--- Data block ---
^^^^^^^^
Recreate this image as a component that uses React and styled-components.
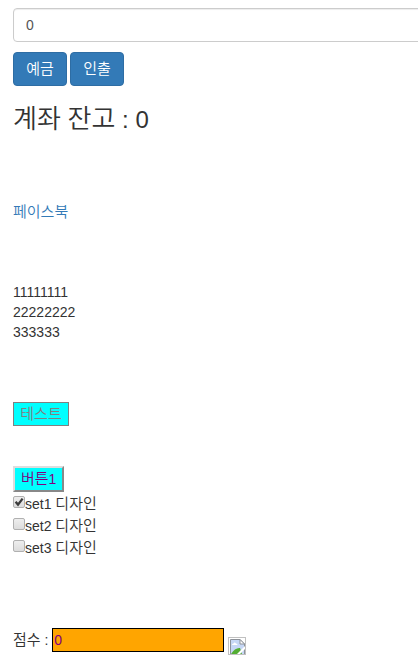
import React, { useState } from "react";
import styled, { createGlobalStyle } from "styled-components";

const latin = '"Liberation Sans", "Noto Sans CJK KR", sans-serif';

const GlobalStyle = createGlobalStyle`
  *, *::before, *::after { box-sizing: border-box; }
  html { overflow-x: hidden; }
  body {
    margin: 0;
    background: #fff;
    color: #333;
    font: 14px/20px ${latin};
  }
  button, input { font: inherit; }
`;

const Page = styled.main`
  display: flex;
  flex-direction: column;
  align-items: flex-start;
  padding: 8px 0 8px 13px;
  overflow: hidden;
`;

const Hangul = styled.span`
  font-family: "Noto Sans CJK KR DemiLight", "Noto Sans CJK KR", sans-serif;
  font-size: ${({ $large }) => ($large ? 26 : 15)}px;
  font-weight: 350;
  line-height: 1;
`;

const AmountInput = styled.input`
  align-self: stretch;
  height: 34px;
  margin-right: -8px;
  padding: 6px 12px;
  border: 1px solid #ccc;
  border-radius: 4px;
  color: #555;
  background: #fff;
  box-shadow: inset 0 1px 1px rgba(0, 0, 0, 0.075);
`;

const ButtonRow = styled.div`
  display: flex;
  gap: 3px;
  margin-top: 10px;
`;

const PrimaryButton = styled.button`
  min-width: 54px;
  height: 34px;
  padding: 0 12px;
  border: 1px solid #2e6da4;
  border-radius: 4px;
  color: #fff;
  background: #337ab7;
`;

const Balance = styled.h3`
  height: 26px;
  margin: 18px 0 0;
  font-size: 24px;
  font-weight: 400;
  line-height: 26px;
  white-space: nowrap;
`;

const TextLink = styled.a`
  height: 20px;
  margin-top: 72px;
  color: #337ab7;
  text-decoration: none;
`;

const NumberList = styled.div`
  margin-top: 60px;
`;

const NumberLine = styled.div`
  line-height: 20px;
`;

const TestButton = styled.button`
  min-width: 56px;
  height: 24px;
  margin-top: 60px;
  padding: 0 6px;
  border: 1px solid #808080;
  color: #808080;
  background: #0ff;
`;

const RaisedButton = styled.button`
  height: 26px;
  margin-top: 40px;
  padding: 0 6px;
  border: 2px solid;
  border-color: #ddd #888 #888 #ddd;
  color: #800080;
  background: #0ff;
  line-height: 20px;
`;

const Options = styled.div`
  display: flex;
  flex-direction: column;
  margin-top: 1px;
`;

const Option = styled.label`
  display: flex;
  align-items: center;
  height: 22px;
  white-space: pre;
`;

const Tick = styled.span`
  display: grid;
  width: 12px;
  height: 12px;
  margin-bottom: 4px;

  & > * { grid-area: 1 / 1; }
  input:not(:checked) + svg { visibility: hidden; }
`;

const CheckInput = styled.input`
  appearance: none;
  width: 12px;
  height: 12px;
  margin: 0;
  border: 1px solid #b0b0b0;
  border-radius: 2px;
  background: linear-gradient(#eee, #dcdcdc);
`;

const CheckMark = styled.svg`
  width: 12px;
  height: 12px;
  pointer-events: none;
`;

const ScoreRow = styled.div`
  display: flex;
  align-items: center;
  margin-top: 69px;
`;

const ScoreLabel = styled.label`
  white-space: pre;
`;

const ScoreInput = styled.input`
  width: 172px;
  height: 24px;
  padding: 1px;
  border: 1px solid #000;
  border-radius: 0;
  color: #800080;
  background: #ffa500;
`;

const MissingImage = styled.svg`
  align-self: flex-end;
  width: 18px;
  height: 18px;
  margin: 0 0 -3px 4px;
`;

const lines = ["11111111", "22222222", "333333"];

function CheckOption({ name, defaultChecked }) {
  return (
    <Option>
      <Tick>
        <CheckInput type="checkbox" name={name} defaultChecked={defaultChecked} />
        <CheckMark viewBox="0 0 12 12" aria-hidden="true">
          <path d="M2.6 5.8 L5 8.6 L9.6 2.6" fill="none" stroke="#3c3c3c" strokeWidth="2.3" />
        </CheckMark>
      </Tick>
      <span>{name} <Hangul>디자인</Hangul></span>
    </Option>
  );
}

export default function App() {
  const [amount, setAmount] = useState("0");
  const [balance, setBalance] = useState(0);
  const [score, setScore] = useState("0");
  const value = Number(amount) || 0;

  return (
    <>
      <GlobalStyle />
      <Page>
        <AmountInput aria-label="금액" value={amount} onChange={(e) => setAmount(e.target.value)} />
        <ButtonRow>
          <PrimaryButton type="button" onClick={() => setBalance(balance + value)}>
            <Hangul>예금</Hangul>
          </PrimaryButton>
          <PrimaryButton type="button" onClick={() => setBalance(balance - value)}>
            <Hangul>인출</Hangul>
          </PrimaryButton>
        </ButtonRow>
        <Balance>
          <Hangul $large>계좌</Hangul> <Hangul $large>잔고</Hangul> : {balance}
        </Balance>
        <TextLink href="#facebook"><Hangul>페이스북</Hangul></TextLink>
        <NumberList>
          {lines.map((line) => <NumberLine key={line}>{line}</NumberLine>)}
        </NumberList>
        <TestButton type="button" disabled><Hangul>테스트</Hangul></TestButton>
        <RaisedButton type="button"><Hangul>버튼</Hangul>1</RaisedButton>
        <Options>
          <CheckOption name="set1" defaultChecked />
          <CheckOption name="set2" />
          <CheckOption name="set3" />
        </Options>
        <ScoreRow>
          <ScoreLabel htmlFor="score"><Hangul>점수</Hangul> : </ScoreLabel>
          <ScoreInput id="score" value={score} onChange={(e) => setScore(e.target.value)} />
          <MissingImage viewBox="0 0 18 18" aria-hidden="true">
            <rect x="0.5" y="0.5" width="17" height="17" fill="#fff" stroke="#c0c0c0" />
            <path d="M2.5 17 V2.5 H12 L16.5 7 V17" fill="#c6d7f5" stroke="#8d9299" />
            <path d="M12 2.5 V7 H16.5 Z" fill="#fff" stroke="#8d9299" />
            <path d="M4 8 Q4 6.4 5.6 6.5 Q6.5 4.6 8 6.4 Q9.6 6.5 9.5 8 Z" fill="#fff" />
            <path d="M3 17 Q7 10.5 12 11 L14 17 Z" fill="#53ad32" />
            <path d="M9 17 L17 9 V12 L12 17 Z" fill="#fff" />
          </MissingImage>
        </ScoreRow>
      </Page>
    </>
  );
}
^^^^^^^^
--- Requirements ---
Keep the pictures out of the copy and return the rest of the data above exactly.

--- Written solution ---
Recreate this image as a component that uses React and styled-components.
import React, { useState } from "react";
import styled, { createGlobalStyle } from "styled-components";

const latin = '"Liberation Sans", "Noto Sans CJK KR", sans-serif';

const GlobalStyle = createGlobalStyle`
  *, *::before, *::after { box-sizing: border-box; }
  html { overflow-x: hidden; }
  body {
    margin: 0;
    background: #fff;
    color: #333;
    font: 14px/20px ${latin};
  }
  button, input { font: inherit; }
`;

const Page = styled.main`
  display: flex;
  flex-direction: column;
  align-items: flex-start;
  padding: 8px 0 8px 13px;
  overflow: hidden;
`;

const Hangul = styled.span`
  font-family: "Noto Sans CJK KR DemiLight", "Noto Sans CJK KR", sans-serif;
  font-size: ${({ $large }) => ($large ? 26 : 15)}px;
  font-weight: 350;
  line-height: 1;
`;

const AmountInput = styled.input`
  align-self: stretch;
  height: 34px;
  margin-right: -8px;
  padding: 6px 12px;
  border: 1px solid #ccc;
  border-radius: 4px;
  color: #555;
  background: #fff;
  box-shadow: inset 0 1px 1px rgba(0, 0, 0, 0.075);
`;

const ButtonRow = styled.div`
  display: flex;
  gap: 3px;
  margin-top: 10px;
`;

const PrimaryButton = styled.button`
  min-width: 54px;
  height: 34px;
  padding: 0 12px;
  border: 1px solid #2e6da4;
  border-radius: 4px;
  color: #fff;
  background: #337ab7;
`;

const Balance = styled.h3`
  height: 26px;
  margin: 18px 0 0;
  font-size: 24px;
  font-weight: 400;
  line-height: 26px;
  white-space: nowrap;
`;

const TextLink = styled.a`
  height: 20px;
  margin-top: 72px;
  color: #337ab7;
  text-decoration: none;
`;

const NumberList = styled.div`
  margin-top: 60px;
`;

const NumberLine = styled.div`
  line-height: 20px;
`;

const TestButton = styled.button`
  min-width: 56px;
  height: 24px;
  margin-top: 60px;
  padding: 0 6px;
  border: 1px solid #808080;
  color: #808080;
  background: #0ff;
`;

const RaisedButton = styled.button`
  height: 26px;
  margin-top: 40px;
  padding: 0 6px;
  border: 2px solid;
  border-color: #ddd #888 #888 #ddd;
  color: #800080;
  background: #0ff;
  line-height: 20px;
`;

const Options = styled.div`
  display: flex;
  flex-direction: column;
  margin-top: 1px;
`;

const Option = styled.label`
  display: flex;
  align-items: center;
  height: 22px;
  white-space: pre;
`;

const Tick = styled.span`
  display: grid;
  width: 12px;
  height: 12px;
  margin-bottom: 4px;

  & > * { grid-area: 1 / 1; }
  input:not(:checked) + svg { visibility: hidden; }
`;

const CheckInput = styled.input`
  appearance: none;
  width: 12px;
  height: 12px;
  margin: 0;
  border: 1px solid #b0b0b0;
  border-radius: 2px;
  background: linear-gradient(#eee, #dcdcdc);
`;

const CheckMark = styled.svg`
  width: 12px;
  height: 12px;
  pointer-events: none;
`;

const ScoreRow = styled.div`
  display: flex;
  align-items: center;
  margin-top: 69px;
`;

const ScoreLabel = styled.label`
  white-space: pre;
`;

const ScoreInput = styled.input`
  width: 172px;
  height: 24px;
  padding: 1px;
  border: 1px solid #000;
  border-radius: 0;
  color: #800080;
  background: #ffa500;
`;

const MissingImage = styled.svg`
  align-self: flex-end;
  width: 18px;
  height: 18px;
  margin: 0 0 -3px 4px;
`;

const lines = ["11111111", "22222222", "333333"];

function CheckOption({ name, defaultChecked }) {
  return (
    <Option>
      <Tick>
        <CheckInput type="checkbox" name={name} defaultChecked={defaultChecked} />
        <CheckMark viewBox="0 0 12 12" aria-hidden="true">
          <path d="M2.6 5.8 L5 8.6 L9.6 2.6" fill="none" stroke="#3c3c3c" strokeWidth="2.3" />
        </CheckMark>
      </Tick>
      <span>{name} <Hangul>디자인</Hangul></span>
    </Option>
  );
}

export default function App() {
  const [amount, setAmount] = useState("0");
  const [balance, setBalance] = useState(0);
  const [score, setScore] = useState("0");
  const value = Number(amount) || 0;

  return (
    <>
      <GlobalStyle />
      <Page>
        <AmountInput aria-label="금액" value={amount} onChange={(e) => setAmount(e.target.value)} />
        <ButtonRow>
          <PrimaryButton type="button" onClick={() => setBalance(balance + value)}>
            <Hangul>예금</Hangul>
          </PrimaryButton>
          <PrimaryButton type="button" onClick={() => setBalance(balance - value)}>
            <Hangul>인출</Hangul>
          </PrimaryButton>
        </ButtonRow>
        <Balance>
          <Hangul $large>계좌</Hangul> <Hangul $large>잔고</Hangul> : {balance}
        </Balance>
        <TextLink href="#facebook"><Hangul>페이스북</Hangul></TextLink>
        <NumberList>
          {lines.map((line) => <NumberLine key={line}>{line}</NumberLine>)}
        </NumberList>
        <TestButton type="button" disabled><Hangul>테스트</Hangul></TestButton>
        <RaisedButton type="button"><Hangul>버튼</Hangul>1</RaisedButton>
        <Options>
          <CheckOption name="set1" defaultChecked />
          <CheckOption name="set2" />
          <CheckOption name="set3" />
        </Options>
        <ScoreRow>
          <ScoreLabel htmlFor="score"><Hangul>점수</Hangul> : </ScoreLabel>
          <ScoreInput id="score" value={score} onChange={(e) => setScore(e.target.value)} />
          <MissingImage viewBox="0 0 18 18" aria-hidden="true">
            <rect x="0.5" y="0.5" width="17" height="17" fill="#fff" stroke="#c0c0c0" />
            <path d="M2.5 17 V2.5 H12 L16.5 7 V17" fill="#c6d7f5" stroke="#8d9299" />
            <path d="M12 2.5 V7 H16.5 Z" fill="#fff" stroke="#8d9299" />
            <path d="M4 8 Q4 6.4 5.6 6.5 Q6.5 4.6 8 6.4 Q9.6 6.5 9.5 8 Z" fill="#fff" />
            <path d="M3 17 Q7 10.5 12 11 L14 17 Z" fill="#53ad32" />
            <path d="M9 17 L17 9 V12 L12 17 Z" fill="#fff" />
          </MissingImage>
        </ScoreRow>
      </Page>
    </>
  );
}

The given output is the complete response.